Costa’s course assignments also connect to the “course question.”
This semester, I’ve had my grad students in Qualitative Methods submit five questions about their assigned readings instead of the assignment I’ve previously used, which was a one-page response to the readings. I read over the students’ questions and use them in class. The questions highlight their areas of uncertainty, make connections among the readings, and help me get everyone participating in discussion.
I have also had my 110-student undergraduate class divided into teams this semester and last fall. Each team of five students submits a form at the beginning of class that asks for a discussion question related to the reading. I read the forms as they finish them, highlight interesting or recurring ones, and talk those over with the class before we begin the rest of the day’s activities.
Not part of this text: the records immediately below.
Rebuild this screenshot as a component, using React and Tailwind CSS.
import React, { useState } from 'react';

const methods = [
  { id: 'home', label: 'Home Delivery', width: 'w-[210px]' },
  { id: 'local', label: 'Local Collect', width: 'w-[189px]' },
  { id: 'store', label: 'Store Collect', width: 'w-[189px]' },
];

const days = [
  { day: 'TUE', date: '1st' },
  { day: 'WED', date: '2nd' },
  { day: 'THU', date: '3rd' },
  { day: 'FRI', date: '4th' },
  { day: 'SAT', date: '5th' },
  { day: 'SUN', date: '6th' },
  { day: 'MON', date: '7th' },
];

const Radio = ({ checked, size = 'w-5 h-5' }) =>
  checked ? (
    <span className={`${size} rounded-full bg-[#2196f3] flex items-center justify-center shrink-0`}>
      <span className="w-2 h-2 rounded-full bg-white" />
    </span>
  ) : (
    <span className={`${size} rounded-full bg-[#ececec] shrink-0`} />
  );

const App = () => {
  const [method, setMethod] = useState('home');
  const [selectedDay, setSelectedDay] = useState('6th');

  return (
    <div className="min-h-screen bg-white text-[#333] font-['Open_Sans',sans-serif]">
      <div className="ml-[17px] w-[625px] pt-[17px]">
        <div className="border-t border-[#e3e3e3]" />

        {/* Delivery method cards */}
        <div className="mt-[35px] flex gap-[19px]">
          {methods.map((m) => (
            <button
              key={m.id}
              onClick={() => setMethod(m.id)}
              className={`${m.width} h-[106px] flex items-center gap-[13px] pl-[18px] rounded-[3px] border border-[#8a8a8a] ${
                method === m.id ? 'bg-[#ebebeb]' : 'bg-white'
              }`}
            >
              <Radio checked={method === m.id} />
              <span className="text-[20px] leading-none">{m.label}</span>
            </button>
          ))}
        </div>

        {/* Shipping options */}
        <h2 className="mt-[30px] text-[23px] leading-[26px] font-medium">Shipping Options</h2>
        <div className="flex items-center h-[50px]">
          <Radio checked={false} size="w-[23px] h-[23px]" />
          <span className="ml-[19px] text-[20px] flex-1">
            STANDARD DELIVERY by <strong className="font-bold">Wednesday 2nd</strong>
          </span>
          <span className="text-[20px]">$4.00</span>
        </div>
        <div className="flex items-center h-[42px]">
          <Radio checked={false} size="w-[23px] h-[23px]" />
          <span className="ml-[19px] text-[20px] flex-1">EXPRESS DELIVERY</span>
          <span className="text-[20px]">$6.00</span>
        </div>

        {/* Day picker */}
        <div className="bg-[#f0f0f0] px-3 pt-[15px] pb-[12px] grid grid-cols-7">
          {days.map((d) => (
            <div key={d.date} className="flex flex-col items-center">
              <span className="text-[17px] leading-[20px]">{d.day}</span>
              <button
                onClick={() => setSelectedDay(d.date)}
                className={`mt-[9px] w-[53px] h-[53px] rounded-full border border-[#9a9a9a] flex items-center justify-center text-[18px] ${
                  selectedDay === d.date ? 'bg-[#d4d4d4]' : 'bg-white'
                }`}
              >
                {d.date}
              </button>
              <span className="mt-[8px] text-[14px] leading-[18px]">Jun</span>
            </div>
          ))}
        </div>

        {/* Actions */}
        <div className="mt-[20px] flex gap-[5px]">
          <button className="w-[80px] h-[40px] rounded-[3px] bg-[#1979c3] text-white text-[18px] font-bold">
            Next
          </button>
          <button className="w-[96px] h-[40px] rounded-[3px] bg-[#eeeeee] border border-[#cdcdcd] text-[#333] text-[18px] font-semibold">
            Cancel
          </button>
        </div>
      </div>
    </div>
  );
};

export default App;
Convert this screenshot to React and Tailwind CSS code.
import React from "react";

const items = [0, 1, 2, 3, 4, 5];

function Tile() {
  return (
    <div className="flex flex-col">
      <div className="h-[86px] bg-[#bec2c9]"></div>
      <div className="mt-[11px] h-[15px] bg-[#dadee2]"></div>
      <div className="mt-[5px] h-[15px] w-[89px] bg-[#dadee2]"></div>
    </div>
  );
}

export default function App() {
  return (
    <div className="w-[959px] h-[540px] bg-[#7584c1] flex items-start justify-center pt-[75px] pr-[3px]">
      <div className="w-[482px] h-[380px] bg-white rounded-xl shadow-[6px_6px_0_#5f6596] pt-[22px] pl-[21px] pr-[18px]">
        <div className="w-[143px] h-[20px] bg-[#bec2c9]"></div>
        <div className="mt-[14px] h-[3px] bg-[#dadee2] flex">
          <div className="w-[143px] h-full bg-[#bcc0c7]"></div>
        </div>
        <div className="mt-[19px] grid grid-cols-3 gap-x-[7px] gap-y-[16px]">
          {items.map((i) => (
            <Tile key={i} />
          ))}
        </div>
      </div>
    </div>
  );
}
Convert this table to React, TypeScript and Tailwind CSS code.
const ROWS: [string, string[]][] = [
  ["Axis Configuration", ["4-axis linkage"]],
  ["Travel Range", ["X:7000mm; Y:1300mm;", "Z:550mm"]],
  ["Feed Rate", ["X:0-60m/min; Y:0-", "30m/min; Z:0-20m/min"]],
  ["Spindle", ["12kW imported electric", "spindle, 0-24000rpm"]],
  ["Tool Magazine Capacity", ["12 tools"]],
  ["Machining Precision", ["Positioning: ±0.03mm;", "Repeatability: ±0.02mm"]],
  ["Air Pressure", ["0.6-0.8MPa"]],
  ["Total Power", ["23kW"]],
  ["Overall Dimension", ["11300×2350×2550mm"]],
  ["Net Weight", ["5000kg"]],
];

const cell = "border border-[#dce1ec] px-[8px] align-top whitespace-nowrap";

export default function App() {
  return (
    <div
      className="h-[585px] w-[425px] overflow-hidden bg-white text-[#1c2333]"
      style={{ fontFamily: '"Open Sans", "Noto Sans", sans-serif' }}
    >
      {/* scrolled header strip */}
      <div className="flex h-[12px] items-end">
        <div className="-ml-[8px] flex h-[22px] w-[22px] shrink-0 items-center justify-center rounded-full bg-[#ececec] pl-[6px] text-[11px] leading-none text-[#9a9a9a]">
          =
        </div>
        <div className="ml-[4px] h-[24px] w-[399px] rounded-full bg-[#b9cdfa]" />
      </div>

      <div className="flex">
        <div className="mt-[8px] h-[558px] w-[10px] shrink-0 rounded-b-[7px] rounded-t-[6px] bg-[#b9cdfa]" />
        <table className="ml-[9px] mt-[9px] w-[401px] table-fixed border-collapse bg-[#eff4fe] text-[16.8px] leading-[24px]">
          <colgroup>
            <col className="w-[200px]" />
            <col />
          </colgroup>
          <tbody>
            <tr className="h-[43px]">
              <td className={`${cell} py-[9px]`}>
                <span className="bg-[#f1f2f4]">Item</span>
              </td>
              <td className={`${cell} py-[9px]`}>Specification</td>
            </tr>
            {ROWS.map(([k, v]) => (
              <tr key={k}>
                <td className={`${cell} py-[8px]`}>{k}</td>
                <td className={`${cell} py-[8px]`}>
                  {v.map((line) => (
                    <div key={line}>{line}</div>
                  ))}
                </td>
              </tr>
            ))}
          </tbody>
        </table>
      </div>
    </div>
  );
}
This has also been pretty successful.
I know many faculty bemoan students’ seeming lack of curiosity about the subjects we teach, but if we get them started by asking them to take time to examine their knowledge and think about the topic’s complexity, they often find provocative and fun issues to ask about.
I’ve struggled, though, with finding more ways to elicit and integrate students’ own interests and questions into our class — particularly in the large undergraduate class I teach, and especially “on the fly,” when questions are sparse in the middle of an activity or a lecture portion in class.
What other methods have you used to help students’ questions guide your courses and class sessions, and to keep the questions and curiosity flowing?